Hal itu sepertinya dilakukan untuk mendukung kondisi mental Bruce Wayne yang membuat ia enggan berurusan dengan dunia luar yang gemerlap. Perbedaan juga terlihat dari penggunaan gawai berteknologi canggih yang identik dengan Batman.
Matt Reeves tampaknya enggan menjadikan The Batman sebagai ajang pamer teknologi milik sang Caped Crusader. Hampir semua gawai yang digunakan relatif umum dan tidak terlalu berkesan.
Meski begitu, The Batman juga bukan tanpa cela. Film ini mengusung gaya slow-burning movie atau alur penceritaan yang pelan. Penonton diajak untuk mengikuti satu petunjuk ke petunjuk lain secara hati-hati dengan ketegangan yang terus meningkat.
The Batman layaknya film bertema detektif yang terus menghadirkan misteri, tetapi dengan tempo cerita yang lambat.
Selain itu, karakter penting yang terlibat dalam cerita The Batman juga cukup banyak. Mereka menghadirkan latar belakang dan motifnya masing-masing sehingga membuat cerita semakin ruwet.
Dua hal itu berpotensi menjemukan pada beberapa bagian, apalagi bagi penonton yang tidak familiar dengan kisah Batman secara umum.
Penonton juga perlu mengatur ekspektasi, karena The Batman cukup berbeda dengan film superhero lainnya. Sebab, tidak ada banyak adegan aksi atau pertarungan melawan penjahat yang bombastis.
Batman memang digambarkan sebagai karakter yang lebih brutal dari biasanya. Namun, porsi yang ditampilkan cenderung sedikit.
Bahkan, adegan bertarung dengan gaya silat Indonesia yang sebelumnya pernah diumbar juga terlalu samar. Hal ini mungkin dilakukan demi menonjolkan kisah Batman sebagai seorang detektif.
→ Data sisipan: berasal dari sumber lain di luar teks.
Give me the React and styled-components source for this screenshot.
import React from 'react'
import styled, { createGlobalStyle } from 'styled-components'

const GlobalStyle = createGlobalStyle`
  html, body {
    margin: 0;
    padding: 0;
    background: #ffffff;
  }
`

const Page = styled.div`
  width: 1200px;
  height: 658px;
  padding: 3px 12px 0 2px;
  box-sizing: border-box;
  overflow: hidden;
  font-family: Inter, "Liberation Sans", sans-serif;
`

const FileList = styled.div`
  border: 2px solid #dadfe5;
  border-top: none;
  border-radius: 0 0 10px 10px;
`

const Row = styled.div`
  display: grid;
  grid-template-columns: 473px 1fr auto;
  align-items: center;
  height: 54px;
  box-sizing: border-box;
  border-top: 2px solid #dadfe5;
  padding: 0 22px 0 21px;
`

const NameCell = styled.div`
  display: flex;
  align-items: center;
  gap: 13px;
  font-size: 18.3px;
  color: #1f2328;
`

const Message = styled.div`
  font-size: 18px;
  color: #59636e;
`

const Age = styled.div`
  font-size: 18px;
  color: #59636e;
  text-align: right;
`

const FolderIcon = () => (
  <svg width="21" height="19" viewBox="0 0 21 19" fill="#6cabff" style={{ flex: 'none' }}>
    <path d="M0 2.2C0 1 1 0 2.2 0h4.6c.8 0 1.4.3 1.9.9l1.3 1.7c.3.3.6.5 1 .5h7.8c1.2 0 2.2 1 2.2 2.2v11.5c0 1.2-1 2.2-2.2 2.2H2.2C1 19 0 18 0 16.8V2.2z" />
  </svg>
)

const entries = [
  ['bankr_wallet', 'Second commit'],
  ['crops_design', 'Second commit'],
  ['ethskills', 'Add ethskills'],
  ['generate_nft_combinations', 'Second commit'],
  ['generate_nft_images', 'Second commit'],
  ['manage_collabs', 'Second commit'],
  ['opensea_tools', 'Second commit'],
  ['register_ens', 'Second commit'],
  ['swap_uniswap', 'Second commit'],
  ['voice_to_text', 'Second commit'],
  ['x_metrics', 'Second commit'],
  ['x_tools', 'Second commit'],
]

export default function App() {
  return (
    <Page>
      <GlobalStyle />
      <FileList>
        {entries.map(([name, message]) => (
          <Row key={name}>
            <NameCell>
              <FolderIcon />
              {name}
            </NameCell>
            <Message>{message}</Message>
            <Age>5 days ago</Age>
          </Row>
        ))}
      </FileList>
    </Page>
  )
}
Meski demikian, semua cela itu sepadan dengan sensasi dan pengalaman menonton yang dirasakan. The Batman seolah sebagai pijakan awal dari era Robert Pattinson yang ambisius dan menjanjikan, terlihat dari bagaimana film ini ditutup.
Jika nanti sekuel The Batman berada di level yang sama atau bahkan lebih baik, bukan tidak mungkin Batman versi Matt Reeves bisa menjadi salah satu seri adaptasi terbaik yang pernah dibuat.
Lebih dari itu, The Batman berhasil menjadi ajang perayaan para penggemar yang telah menanti kembalinya sang Caped Crusader ke layar lebar.